Truth gives your culture backbone. Grace gives it heart. Together, they build a place where people rise—not just because they must, but because they feel safe enough to grow.


The Result: Structure with Soul, Discipline with Dignity

When truth and grace shape your systems and culture:

  • Policies are not harsh—they are healing.
  • Leadership is not fear-driven—it is freedom-focused.
  • Teams don’t just comply—they contribute.
  • Work becomes not just a place of production—but a space of personal transformation and Kingdom impact.

Truth builds the structure. Grace fills it with life. Together, they create a Spirit-filled culture where people don’t just perform—they flourish.


Closing Statement:

You don’t have to choose between excellence and compassion, discipline and encouragement, clarity and kindness. Jesus came full of both truth and grace—and so must our leadership.
When truth defines your systems and grace shapes your culture, your organization becomes more than effective—it becomes life-giving, both for those within and those you serve.
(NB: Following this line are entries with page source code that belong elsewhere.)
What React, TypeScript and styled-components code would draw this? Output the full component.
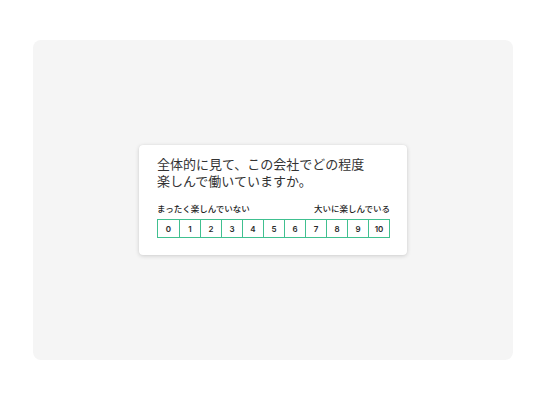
import React from "react";
import styled, { createGlobalStyle } from "styled-components";

const Global = createGlobalStyle`
  html, body { margin: 0; padding: 0; background: #ffffff; }
  body { font-family: "Noto Sans CJK JP", "Noto Sans", sans-serif; }
`;

const Page = styled.div`
  width: 546px;
  height: 400px;
  display: flex;
  align-items: center;
  justify-content: center;
`;

const Panel = styled.div`
  width: 480px;
  height: 320px;
  border-radius: 8px;
  background: #f5f5f5;
  display: flex;
  align-items: center;
  justify-content: center;
`;

const Card = styled.div`
  width: 268px;
  box-sizing: border-box;
  background: #ffffff;
  border-radius: 4px;
  box-shadow: 0 1px 4px rgba(0, 0, 0, 0.16), 0 0 1px rgba(0, 0, 0, 0.08);
  padding: 10px 17px 17px 18px;
`;

const Title = styled.div`
  font-size: 13px;
  color: #333333;
  margin-bottom: 12px;
  display: flex;
  flex-direction: column;
  gap: 0;
`;

const TitleLine = styled.div`
  line-height: 18px;
  white-space: nowrap;
  margin-top: -0.5px;
`;

const Labels = styled.div`
  display: flex;
  justify-content: space-between;
  font-size: 8.5px;
  line-height: 12px;
  font-weight: 500;
  color: #222222;
  margin-bottom: 5px;
`;

const Scale = styled.div`
  display: grid;
  grid-template-columns: repeat(11, 1fr);
  border: 1px solid #40c090;
  height: 19px;
  box-sizing: border-box;
`;

const Cell = styled.div<{ $first?: boolean }>`
  display: flex;
  align-items: center;
  justify-content: center;
  border-left: ${(p) => (p.$first ? "none" : "1px solid #40c090")};
  font-size: 8px;
  font-weight: 600;
  color: #2a2a2a;
  font-family: Inter, "Noto Sans", sans-serif;
`;

export default function App() {
  const nums = Array.from({ length: 11 }, (_, i) => i);
  return (
    <>
      <Global />
      <Page>
        <Panel>
          <Card>
            <Title>
              <TitleLine>全体的に見て、この会社でどの程度</TitleLine>
              <TitleLine>楽しんで働いていますか。</TitleLine>
            </Title>
            <Labels>
              <span>まったく楽しんでいない</span>
              <span>大いに楽しんでいる</span>
            </Labels>
            <Scale>
              {nums.map((n) => (
                <Cell key={n} $first={n === 0}>
                  {n}
                </Cell>
              ))}
            </Scale>
          </Card>
        </Panel>
      </Page>
    </>
  );
}
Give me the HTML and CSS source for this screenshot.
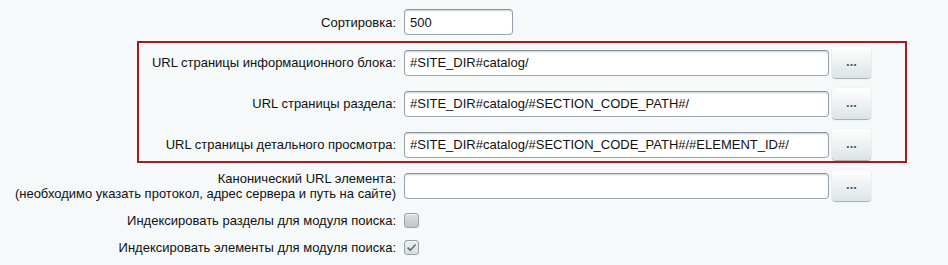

In a world driven by performance, pressure, and perfectionism, it’s easy to build businesses that are structured but sterile—efficient, yet empty. But Scripture reminds us that “The letter kills, but the Spirit gives life” (2 Corinthians 3:6). Success without Spirit is lifeless. Systems without compassion become oppressive. Words without wisdom wound.

That’s why true leadership in business is not just about building stronger systems—it’s about shaping a Spirit-filled culture, where truth provides clarity and grace brings life. When policies are guided by purpose, when correction is redemptive, and when people are valued over performance, organizations become more than productive—they become transformative.

Let us lead in a way that reflects the fullness of Christ—full of grace and truth—so that our systems don’t just function, but give life. Because in the end, it’s not just what we build that matters, but what kind of people are becoming through what we build.